Also still getting this problem on emulator with api 22, and 3.14.4. Also I get a SocketTimeoutException after 2 minutes (what my readTimeout is set to), instead of 10 seconds (what my connectTimeout is set to). The workaround using .connectionPool(new ConnectionPool(0, 1, TimeUnit.NANOSECONDS)) still works. I’d say it’s time to re-open this 😦. Steps to reproduce are same as OP.

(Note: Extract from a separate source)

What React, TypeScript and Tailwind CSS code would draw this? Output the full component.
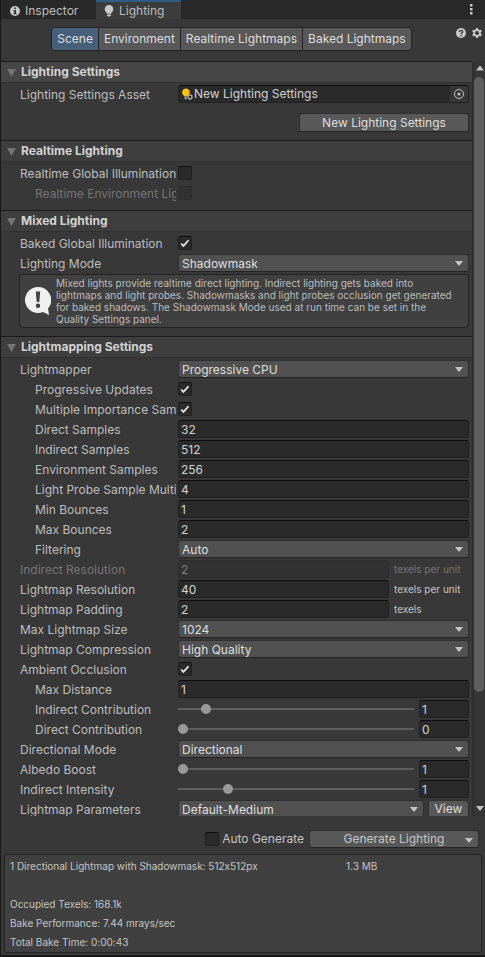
import { useState, type ReactNode } from "react";

const fieldClass =
  "h-[18px] min-w-0 rounded-[3px] border border-[#212121] border-t-[#0d0d0d] bg-[#2a2a2a] px-[2px] text-[12px] leading-[16px] text-[#d2d2d2] outline-none disabled:border-[#2d2d2d] disabled:bg-[#323232] disabled:text-[#7e7e7e]";

const buttonClass =
  "rounded-[3px] border border-[#303030] border-b-[#242424] bg-[#585858] text-[12px]";

const idOf = (label: string) => label.toLowerCase().replace(/\s+/g, "-");

function DownArrow({ className }: { className: string }) {
  return (
    <svg viewBox="0 0 8 5" className={className} aria-hidden="true">
      <path d="M0 0h8L4.500 4.500h-1z" fill="#c4c4c4" />
    </svg>
  );
}

function Section({ title, highlight, children }: { title: string; highlight?: boolean; children: ReactNode }) {
  return (
    <section className="pb-2">
      <h2
        className={`flex h-[22px] items-center border-t border-b border-t-[#1a1a1a] border-b-[#303030] pl-[6px] text-[12px] font-bold text-[#d2d2d2] ${
          highlight ? "bg-[#464646]" : "bg-[#3e3e3e]"
        }`}
      >
        <svg viewBox="0 0 9 8" className="mt-px mr-[5px] h-2 w-[9px]" aria-hidden="true">
          <path d="M0 0h9L4.500 8z" fill="#747474" />
        </svg>
        {title}
      </h2>
      <div className="flex flex-col gap-[2px] pt-[2px] pr-[3px]">{children}</div>
    </section>
  );
}

function Row({ label, indent, muted, children }: { label: string; indent?: boolean; muted?: boolean; children: ReactNode }) {
  return (
    <div className="flex h-[18px] items-center">
      <label
        htmlFor={idOf(label)}
        className={`mr-[2px] w-[175px] shrink-0 overflow-hidden pt-px leading-[17px] whitespace-nowrap ${indent ? "pl-[34px]" : "pl-[19px]"} ${
          muted ? "text-[#757575]" : "text-[#bdbdbd]"
        }`}
      >
        {label}
      </label>
      {children}
    </div>
  );
}

function CheckBox({ id, checked: initial = false, disabled }: { id: string; checked?: boolean; disabled?: boolean }) {
  const [checked, setChecked] = useState(initial);
  return (
    <span className="relative block size-[14px] shrink-0">
      <input
        id={id}
        type="checkbox"
        checked={checked}
        disabled={disabled}
        onChange={(e) => setChecked(e.target.checked)}
        className="block size-[14px] appearance-none rounded-[2px] border border-[#212121] border-t-[#0d0d0d] bg-[#2a2a2a] disabled:border-[#2c2c2c] disabled:bg-[#323232]"
      />
      {checked && (
        <svg viewBox="0 0 14 14" className="pointer-events-none absolute inset-0 size-[14px]" aria-hidden="true">
          <path d="M3.200 7.600l2.300 2.300 5-5.700" fill="none" stroke="#e8e8e8" strokeWidth="1.700" />
        </svg>
      )}
    </span>
  );
}

function CheckRow({ label, checked, disabled, indent }: { label: string; checked?: boolean; disabled?: boolean; indent?: boolean }) {
  return (
    <Row label={label} indent={indent} muted={disabled}>
      <CheckBox id={idOf(label)} checked={checked} disabled={disabled} />
    </Row>
  );
}

function Select({ id, value }: { id: string; value: string }) {
  return (
    <span className="relative flex min-w-0 flex-1">
      <select
        id={id}
        className="h-[18px] w-full appearance-none rounded-[3px] border border-[#303030] border-b-[#242424] bg-[#515151] px-[3px] text-[12px] leading-[15px] text-[#dedede] outline-none"
      >
        <option>{value}</option>
      </select>
      <DownArrow className="pointer-events-none absolute top-[7px] right-[6px] h-[5px] w-2" />
    </span>
  );
}

function SelectRow({ label, value, indent }: { label: string; value: string; indent?: boolean }) {
  return (
    <Row label={label} indent={indent}>
      <Select id={idOf(label)} value={value} />
    </Row>
  );
}

function NumberRow({ label, value, indent, disabled, unit }: { label: string; value: string; indent?: boolean; disabled?: boolean; unit?: string }) {
  return (
    <Row label={label} indent={indent} muted={disabled}>
      <input id={idOf(label)} type="text" defaultValue={value} disabled={disabled} className={`${fieldClass} flex-1`} />
      {unit && (
        <span className={`w-20 shrink-0 pl-[5px] text-[10px] whitespace-nowrap ${disabled ? "text-[#757575]" : "text-[#c4c4c4]"}`}>{unit}</span>
      )}
    </Row>
  );
}

function SliderRow({ label, value, min, max, indent }: { label: string; value: number; min: number; max: number; indent?: boolean }) {
  const [current, setCurrent] = useState(value);
  return (
    <Row label={label} indent={indent}>
      <input
        id={idOf(label)}
        type="range"
        min={min}
        max={max}
        step="any"
        value={current}
        onChange={(e) => setCurrent(Number(e.target.value))}
        className="mr-[5px] h-[18px] min-w-0 flex-1 appearance-none bg-transparent [&::-webkit-slider-runnable-track]:h-[2px] [&::-webkit-slider-runnable-track]:bg-[#5e5e5e] [&::-webkit-slider-thumb]:-mt-1 [&::-webkit-slider-thumb]:size-[10px] [&::-webkit-slider-thumb]:appearance-none [&::-webkit-slider-thumb]:rounded-full [&::-webkit-slider-thumb]:bg-[#999999]"
      />
      <input
        type="text"
        aria-label={`${label} value`}
        value={current}
        onChange={(e) => setCurrent(Number(e.target.value) || 0)}
        className={`${fieldClass} w-[50px]`}
      />
    </Row>
  );
}

function Bulb({ className }: { className: string }) {
  return (
    <svg viewBox="0 0 10 12" className={className} aria-hidden="true">
      <path d="M5 0a4.200 4.200 0 0 1 4.300 4.200c0 1.600-.9 2.500-1.700 3.400-.3.400-.4.700-.4 1.100H2.800c0-.4-.1-.7-.4-1.100C1.600 6.700.7 5.800.7 4.200A4.200 4.200 0 0 1 5 0z" fill="#c8c8c8" />
      <path d="M3 9.500h4v.8L6 11.600H4L3 10.300z" fill="#c8c8c8" />
    </svg>
  );
}

const views = ["Scene", "Environment", "Realtime Lightmaps", "Baked Lightmaps"];

export default function App() {
  const [view, setView] = useState("Scene");
  return (
    <div className="flex h-screen flex-col border-b-2 border-l border-b-[#191919] border-l-[#191919] bg-[#383838] font-['Inter','Liberation_Sans',sans-serif] text-[12px] text-[#c4c4c4] [font-feature-settings:'calt'_0]">
      <header className="flex h-[19px] shrink-0 bg-[#282828]">
        <div role="tablist" className="flex">
          <button role="tab" aria-selected={false} className="flex w-[95px] items-center gap-[5px] border-t-2 border-transparent pl-[9px] text-[#bdbdbd]">
            <svg viewBox="0 0 10 10" className="size-[10px]" aria-hidden="true">
              <circle cx="5" cy="5" r="5" fill="#c8c8c8" />
              <path d="M4.200 1.500h1.700v1.500H4.200zM3.500 4h2.400v3.200h.8v1H3.400v-1h.8V5h-.7z" fill="#282828" />
            </svg>
            Inspector
          </button>
          <button role="tab" aria-selected={true} className="flex w-[85px] items-center gap-[5px] border-t-2 border-[#2c5d87] bg-[#3c3c3c] pl-2 text-[#bdbdbd]">
            <Bulb className="h-3 w-[10px]" />
            Lighting
          </button>
        </div>
        <button aria-label="Window menu" className="mr-3 ml-auto">
          <svg viewBox="0 0 3 11" className="h-[11px] w-[3px]" aria-hidden="true">
            <path d="M0 0h2.500v2.500H0zM0 4h2.500v2.500H0zM0 8h2.500v2.500H0z" fill="#c8c8c8" />
          </svg>
        </button>
      </header>

      <nav className="flex h-[42px] shrink-0 items-start pt-2">
        <div className="flex flex-1 justify-center pl-[7px]">
          {views.map((name) => (
            <button
              key={name}
              aria-pressed={view === name}
              onClick={() => setView(name)}
              className={`-ml-px h-6 border border-[#242424] px-[5px] text-[12px] whitespace-nowrap text-[#dedede] first:rounded-l-[3px] last:rounded-r-[3px] ${
                view === name ? "bg-[#46607c]" : "bg-[#585858]"
              }`}
            >
              {name}
            </button>
          ))}
        </div>
        <div className="flex gap-[6px] pt-[1px] pr-[3px]">
          <button aria-label="Help">
            <svg viewBox="0 0 10 10" className="size-[10px]" aria-hidden="true">
              <circle cx="5" cy="5" r="5" fill="#c8c8c8" />
              <path d="M3.300 4c0-2.200 3.400-2.200 3.400-.2C6.700 5 5.100 4.900 5.100 6.200" fill="none" stroke="#383838" strokeWidth="1.300" />
              <path d="M4.400 7h1.400v1.300H4.400z" fill="#383838" />
            </svg>
          </button>
          <button aria-label="Settings">
            <svg viewBox="-5 -5 10 10" className="size-[10px]" aria-hidden="true">
              <circle r="2.900" fill="none" stroke="#c8c8c8" strokeWidth="1.900" />
              <path
                d="M-1-5h2v2h-2zM-1 3h2v2h-2zM3.800-3.400l1 1.800-1.700 1-1-1.800zM-3.800 3.400l-1-1.800 1.700-1 1 1.800zM4.800 1.600l-1 1.800-1.700-1 1-1.800zM-4.800-1.600l1-1.800 1.700 1-1 1.800z"
                fill="#c8c8c8"
              />
            </svg>
          </button>
        </div>
      </nav>

      <main className="flex min-h-0 flex-1">
        <div className="min-w-0 flex-1 overflow-y-auto [scrollbar-width:none]">
          <Section title="Lighting Settings" highlight>
            <Row label="Lighting Settings Asset">
              <div className="flex h-[18px] min-w-0 flex-1 items-center overflow-hidden rounded-[3px] border border-[#212121] border-t-[#0d0d0d] bg-[#2a2a2a] pl-[2px]">
                <svg viewBox="0 0 12 12" className="mr-px size-3 shrink-0" aria-hidden="true">
                  <path d="M5 .5a3.800 3.800 0 0 1 3.500 5.300L6.500 8.500h-3L1.800 6.500A3.800 3.800 0 0 1 5 .5z" fill="#ffc107" />
                  <path d="M3.200 9.300h2.300v2H4z" fill="#c4c4c4" />
                  <circle cx="9" cy="9" r="2" fill="none" stroke="#a8a8a8" strokeWidth="1.300" />
                </svg>
                <input
                  id="lighting-settings-asset"
                  type="text"
                  readOnly
                  value="New Lighting Settings"
                  className="h-4 min-w-0 flex-1 bg-transparent text-[12px] leading-4 text-[#d2d2d2] outline-none"
                />
                <button aria-label="Select asset" className="flex h-4 w-[18px] shrink-0 items-center justify-center bg-[#373737]">
                  <svg viewBox="0 0 10 10" className="size-[10px]" aria-hidden="true">
                    <circle cx="5" cy="5" r="4.500" fill="none" stroke="#c4c4c4" strokeWidth="1" />
                    <circle cx="5" cy="5" r="1.500" fill="#c4c4c4" />
                  </svg>
                </button>
              </div>
            </Row>
            <button className={`${buttonClass} mt-2 h-[19px] w-[170px] self-end leading-[17px] text-[#dedede]`}>New Lighting Settings</button>
          </Section>

          <Section title="Realtime Lighting">
            <CheckRow label="Realtime Global Illumination" />
            <CheckRow label="Realtime Environment Lighting" indent disabled />
          </Section>

          <Section title="Mixed Lighting">
            <CheckRow label="Baked Global Illumination" checked />
            <SelectRow label="Lighting Mode" value="Shadowmask" />
            <div className="ml-[18px] flex min-h-[54px] items-center rounded-[3px] border border-[#232323] bg-[#404040] pr-2 pl-[5px]">
              <svg viewBox="0 0 26 28" className="h-7 w-[26px] shrink-0" aria-hidden="true">
                <path d="M13 0a13 13 0 1 0 5 25l6 3-1-6.500A13 13 0 0 0 13 0z" fill="#f0f0f0" />
                <path d="M10.800 4.500h4.400l-.9 10.500h-2.600z" fill="#404040" />
                <circle cx="13" cy="18.800" r="2.200" fill="#404040" />
              </svg>
              <p className="min-w-0 flex-1 pl-[5px] text-[10px] leading-[12px] text-[#bdbdbd]">
                Mixed lights provide realtime direct lighting. Indirect lighting gets baked into lightmaps and light probes. Shadowmasks and light probes
                occlusion get generated for baked shadows. The Shadowmask Mode used at run time can be set in the Quality Settings panel.
              </p>
            </div>
          </Section>

          <Section title="Lightmapping Settings">
            <SelectRow label="Lightmapper" value="Progressive CPU" />
            <CheckRow label="Progressive Updates" checked indent />
            <CheckRow label="Multiple Importance Sampling" checked indent />
            <NumberRow label="Direct Samples" value="32" indent />
            <NumberRow label="Indirect Samples" value="512" indent />
            <NumberRow label="Environment Samples" value="256" indent />
            <NumberRow label="Light Probe Sample Multiplier" value="4" indent />
            <NumberRow label="Min Bounces" value="1" indent />
            <NumberRow label="Max Bounces" value="2" indent />
            <SelectRow label="Filtering" value="Auto" indent />
            <NumberRow label="Indirect Resolution" value="2" unit="texels per unit" disabled />
            <NumberRow label="Lightmap Resolution" value="40" unit="texels per unit" />
            <NumberRow label="Lightmap Padding" value="2" unit="texels" />
            <SelectRow label="Max Lightmap Size" value="1024" />
            <SelectRow label="Lightmap Compression" value="High Quality" />
            <CheckRow label="Ambient Occlusion" checked />
            <NumberRow label="Max Distance" value="1" indent />
            <SliderRow label="Indirect Contribution" value={1} min={0} max={10} indent />
            <SliderRow label="Direct Contribution" value={0} min={0} max={10} indent />
            <SelectRow label="Directional Mode" value="Directional" />
            <SliderRow label="Albedo Boost" value={1} min={1} max={10} />
            <SliderRow label="Indirect Intensity" value={1} min={0} max={5} />
            <Row label="Lightmap Parameters">
              <Select id="lightmap-parameters" value="Default-Medium" />
              <button className={`${buttonClass} ml-1 h-[18px] w-[41px] leading-[16px] text-[#dedede]`}>View</button>
            </Row>
          </Section>
        </div>

        <div className="flex w-[13px] shrink-0 flex-col items-center border-l-2 border-[#303030] bg-[#353535]" aria-hidden="true">
          <svg viewBox="0 0 8 5" className="mt-[5px] mb-[6px] h-[5px] w-2 shrink-0">
            <path d="M0 4.500h8L4.500 0h-1z" fill="#c4c4c4" />
          </svg>
          <div className="min-h-0 w-full flex-1 pr-px">
            <div className="h-[85%] rounded-full bg-[#5f5f5f]" />
          </div>
          <DownArrow className="mt-[6px] mb-[5px] h-[5px] w-2 shrink-0" />
        </div>
      </main>

      <footer className="shrink-0 px-[3px] pt-[14px] pb-[2px]">
        <div className="mr-[3px] flex h-[18px] items-center justify-end">
          <CheckBox id="auto-generate" />
          <label htmlFor="auto-generate" className="mr-[5px] ml-[3px] whitespace-nowrap">
            Auto Generate
          </label>
          <button className={`${buttonClass} relative h-[18px] w-[170px] leading-[16px] text-[#c4c4c4]`}>
            Generate Lighting
            <DownArrow className="absolute top-[7px] right-[5px] h-[5px] w-2" />
          </button>
        </div>
        <div className="mt-[6px] rounded-[3px] border border-[#232323] bg-[#404040] pt-[2px] pl-[5px] text-[10px] leading-[19px]">
          <div className="flex">
            <span className="w-[336px]">1 Directional Lightmap with Shadowmask: 512x512px</span>
            <span>1.3 MB</span>
          </div>
          <p className="mt-[19px]">Occupied Texels: 168.1k</p>
          <p>Bake Performance: 7.44 mrays/sec</p>
          <p>Total Bake Time: 0:00:43</p>
        </div>
      </footer>
    </div>
  );
}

I can confirm the issue doesn’t exist when using a real device Note 9, API 29.

+13

CarsonRedeye on Mar 20, 2020

Degraded Connections

Here’s a proposal for a fix.

When the HTTP/2 reader hasn’t received any frames for 500 ms and a stream times out on a read, we degrade the HTTP/2 connection by setting a new degraded field to true. The stream remains degraded until any data is received. The connection pool will not return degraded connections. Instead it will establish new connections.

When a connection becomes degraded we also send a degraded ping and set a new awaitingDegradedPong field to true. We have at most one degraded ping in flight at a time. The motivation of this ping is to trigger a pong to be received.

500 ms?

Thrashing in and out of the degraded state will be bad for performance if a busy connection has a few bad streams. If the connection has received something within 500 ms, it’s likely a bad stream and not a bad connection.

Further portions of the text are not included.